Cache hit/​miss ratios

No statistics were kept of hit/​miss ratios on the edges with the actual events — during the testphase were edge performance was deemed to be sufficient for the expected load. 

However, given de double locking strategy as mentioned above combined with the data from figure 5 it can be understood that the average load per viewer at that moment was 1.625 Mb/​s

served so on a total load of 1.13 Gb/​s per edge a minimum of 1.625 Mb/​s would be fetched from the origin per stream type (HDS, HLS of SS) to a combined load on the origin of 4.875 Mb/​s.

The calculated hit ratio therefore is 0.9956% and the miss ratio is 0.0044%.


USP performed very well and proved to be a stable and scalable streaming platform. 

During the 2 Olympic weeks over 5 million online viewers visited the NOS Olympic site and at peak moments, as for intance the Gold medal of Dutchman Epke Sonderland, the combined traffic was over 100 Gb/​s on the HASP platform.
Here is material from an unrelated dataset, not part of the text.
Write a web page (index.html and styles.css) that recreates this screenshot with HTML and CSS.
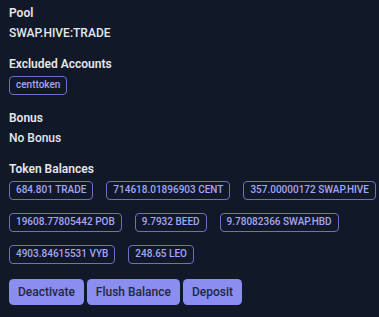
FILE: index.html
```html
<!DOCTYPE html>
<html lang="en">
<head>
  <meta charset="UTF-8">
  <title>Pool Details</title>
  <link rel="stylesheet" href="styles.css">
</head>
<body>

<div class="pool-card">
  <div class="field">
    <div class="field-label">Pool</div>
    <div class="field-value">SWAP.HIVE:TRADE</div>
  </div>

  <div class="field">
    <div class="field-label">Excluded Accounts</div>
    <div class="badge-list">
      <span class="badge">centtoken</span>
    </div>
  </div>

  <div class="field">
    <div class="field-label">Bonus</div>
    <div class="field-value">No Bonus</div>
  </div>

  <div class="field">
    <div class="field-label">Token Balances</div>
    <div class="badge-list">
      <span class="badge">684.801 TRADE</span>
      <span class="badge">714618.01896903 CENT</span>
      <span class="badge">357.00000172 SWAP.HIVE</span>
      <span class="badge">19608.77805442 POB</span>
      <span class="badge">9.7932 BEED</span>
      <span class="badge">9.78082366 SWAP.HBD</span>
      <span class="badge">4903.84615531 VYB</span>
      <span class="badge">248.65 LEO</span>
    </div>
  </div>

  <div class="actions">
    <button class="btn">Deactivate</button>
    <button class="btn">Flush Balance</button>
    <button class="btn">Deposit</button>
  </div>
</div>

</body>
</html>
```

FILE: styles.css
```css
:root {
  --bg: #111827;
  --text: #e5e7eb;
  --badge-border: #6e70c8;
  --badge-text: #a3a6f5;
  --btn-bg: #8b8df0;
}
* { margin: 0; padding: 0; box-sizing: border-box; }
body {
  font-family: 'Roboto', 'Liberation Sans', sans-serif;
  background: var(--bg);
  color: var(--text);
  min-height: 100vh;
}
.pool-card {
  padding: 5.4px 0 10px 9px;
}
.field {
  margin-bottom: 15.5px;
}
.field-label {
  font-size: 12px;
  font-weight: 600;
  line-height: 16px;
  margin-bottom: 3.5px;
}
.field-value {
  font-size: 12px;
  font-weight: 500;
  line-height: 16px;
}
.badge-list {
  display: flex;
  flex-wrap: wrap;
  column-gap: 13px;
  row-gap: 13px;
}
.badge {
  font-size: 10px;
  font-weight: 500;
  line-height: 12px;
  padding: 2.5px 6px;
  border: 1px solid var(--badge-border);
  border-radius: 4px;
  color: var(--badge-text);
}
.actions {
  display: flex;
  gap: 3px;
}
.btn {
  font-family: inherit;
  font-size: 12px;
  font-weight: 500;
  line-height: 16px;
  padding: 5px 9px;
  border: none;
  border-radius: 4.5px;
  background: var(--btn-bg);
  color: #1f2937;
  cursor: pointer;
}
.btn:hover { background: #a5b4fc; }
```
An addional overload was created for subscribers of KPN (a Dutch telco) pushing the total amount of data streamed during the Olympics to over 130 Gb/​s

This has made the NOS/NPO conclude to add more (edge) servers for the next big event.

Thus asked, dr. ir. Egon Verharen, manager NPO R&D and responsible for the setup of the new streaming platform, said the following USP has proven to be the best choice for flexible and scalable streaming platform able to deliver quality streams to all relevant client apps and devices that our audience use at the moment.”